Early learning and childcare - Out to Play: guidance for out of school care providers - section 10

Supplementary chapter 10 should be used alongside the main Out to Play document to support the delivery of outdoor experiences in Out of School Care settings.

Finding The Right Outdoor Space

Start thinking about the outdoor space attached to your setting, e.g. a garden or school playground:

  • How do you currently use this space?
  • Are you making the most of it?
  • How could you improve your adjacent outdoor space?
  • Is it an inviting space where the children would enjoy playing?

Involving the children in your evaluation of the space is a great way to really understand their needs. What would they like space to do outdoors? What shouldn’t be there but is, or what isn’t there but should be? Supporting children through the design process of any new spaces will help it to be used and cared for in the future.

Also consider the walk from the school to your setting:

  • Do you have to go inside first?
  • Could you go straight to an outdoor space instead?

Most services will use the safest and most direct route to walk from school to the out of school care service.

However, there may be the opportunity to take a more ‘scenic’ route, or one that passes green spaces that would offer an outdoor play opportunity prior to arriving at your setting.

Once you are using your setting’s outdoor space more, you could look further afield:

  • Do you use outdoor space in your local surrounding area?
  • Is there a space outdoors that you can make your own?
  • Could you use local parks or woodlands?

See Section 4.1 Identifying your space for more guidance on finding new sites. Scotland’s Outdoor Learning Directory has a searchable map to help you find outdoor spaces near you.

Although parks usually have explicit invitations to play, woodlands have more natural affordances that may not be as obvious to children who have rarely visited them. As a result, it might be a good idea to take some resources with you to act as invitations to play in these natural spaces – in effect an outdoor kit bag. This could include things like rope, tarpaulins, mini spades, and bug hunting kits.

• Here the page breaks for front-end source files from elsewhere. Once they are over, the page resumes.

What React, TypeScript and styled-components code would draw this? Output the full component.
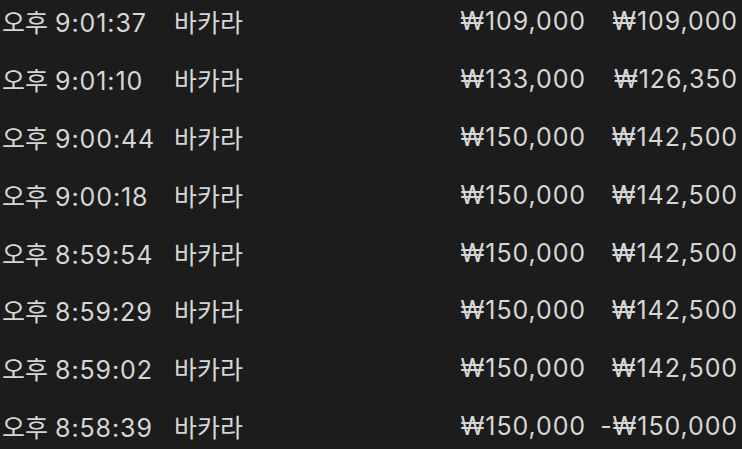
import React from 'react';
import styled, { createGlobalStyle } from 'styled-components';

const GlobalStyle = createGlobalStyle`
  html, body {
    margin: 0;
    padding: 0;
    background: #1c1c1c;
    overflow: hidden;
  }
`;

interface Bet {
  time: string;
  game: string;
  stake: string;
  payout: string;
}

const bets: Bet[] = [
  { time: '오후 9:01:37', game: '바카라', stake: '₩109,000', payout: '₩109,000' },
  { time: '오후 9:01:10', game: '바카라', stake: '₩133,000', payout: '₩126,350' },
  { time: '오후 9:00:44', game: '바카라', stake: '₩150,000', payout: '₩142,500' },
  { time: '오후 9:00:18', game: '바카라', stake: '₩150,000', payout: '₩142,500' },
  { time: '오후 8:59:54', game: '바카라', stake: '₩150,000', payout: '₩142,500' },
  { time: '오후 8:59:29', game: '바카라', stake: '₩150,000', payout: '₩142,500' },
  { time: '오후 8:59:02', game: '바카라', stake: '₩150,000', payout: '₩142,500' },
  { time: '오후 8:58:39', game: '바카라', stake: '₩150,000', payout: '-₩150,000' },
];

const List = styled.div`
  width: 742px;
  height: 449px;
  background: #1c1c1c;
  color: #d6d6d6;
  font-family: Inter, 'Noto Sans CJK KR', sans-serif;
  font-size: 25px;
  padding: 0 4px 0 2px;
  box-sizing: border-box;
  margin-top: -8px;
`;

const Row = styled.div`
  display: grid;
  grid-template-columns: 172px 1fr auto 152px;
  align-items: center;
  height: 57.9px;
  white-space: nowrap;
`;

const Cell = styled.span<{ $right?: boolean; $num?: boolean }>`
  text-align: ${({ $right }) => ($right ? 'right' : 'left')};
  letter-spacing: ${({ $num }) => ($num ? '0.9px' : '0')};
`;

const Digits = styled.span`
  letter-spacing: 0.9px;
`;

const App: React.FC = () => (
  <>
    <GlobalStyle />
    <List>
      {bets.map((b, i) => {
        const [ampm, clock] = b.time.split(' ');
        return (
          <Row key={i}>
            <Cell>
              {ampm} <Digits>{clock}</Digits>
            </Cell>
            <Cell>{b.game}</Cell>
            <Cell $right $num>{b.stake}</Cell>
            <Cell $right $num>{b.payout}</Cell>
          </Row>
        );
      })}
    </List>
  </>
);

export default App;
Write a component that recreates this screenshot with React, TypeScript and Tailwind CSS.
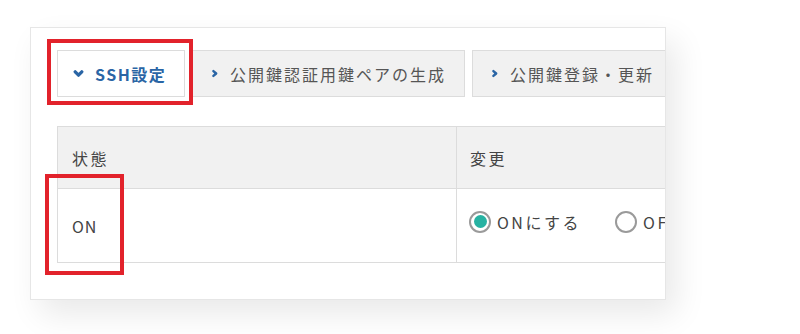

Case Study 1 - Using Private Land

When faced with issues using a community woodland area, Auchinairn Afterschool Care looked further afield and identified an area of private woodland that they thought would be ideal.

By engaging with the local landowner and farmer, they managed to secure permission to use the woodland, and were also able to improve access to it and space for parking.

Using the woodland benefited the local community as well as the children. Fly tipping, which had previously been an issue, was no longer a problem.

Things To Think About if you go further afield:

Collection – would parents/carers be happy to pick up from this location or would you need to return to your setting?

Clothing – can children change their clothes to keep their school clothes clean? (See Clothing and Kit later in this section for more information)

Consider exploring and planning for a range of suitable spaces in your local area. As a team, carry out risk assessments in order that practitioners feel confident in using these spaces. For example, local parks; a Multi Use Games Area (MUGA), (often found within school grounds) which may be suitable for group activities and ball games. It can be valuable for children to feel ownership of the play space and take some responsibility for the environment.

Case Study 2 – Using a variety of outdoor spaces

Broxburn Family Centre use their own playground as well as a local park and a Multi User Games Area (MUGA) near one of the schools that they collect children from. They also have access to a woodland area during the Easter and summer holidays, which is 20 minutes away by minibus. A local farmer has given them permission to use this space.

If you go further afield, make sure you take account of children’s safety and have proper risk assessments and insurance in place.

You should also consider how travel time to and from the outdoor area might impact on the time spent outdoors. If you require parents or carers to collect their children from the site, how will this impact travel time?

These issues shouldn’t be seen as barriers, but as practical considerations which can be addressed through consultation with staff, children and parents.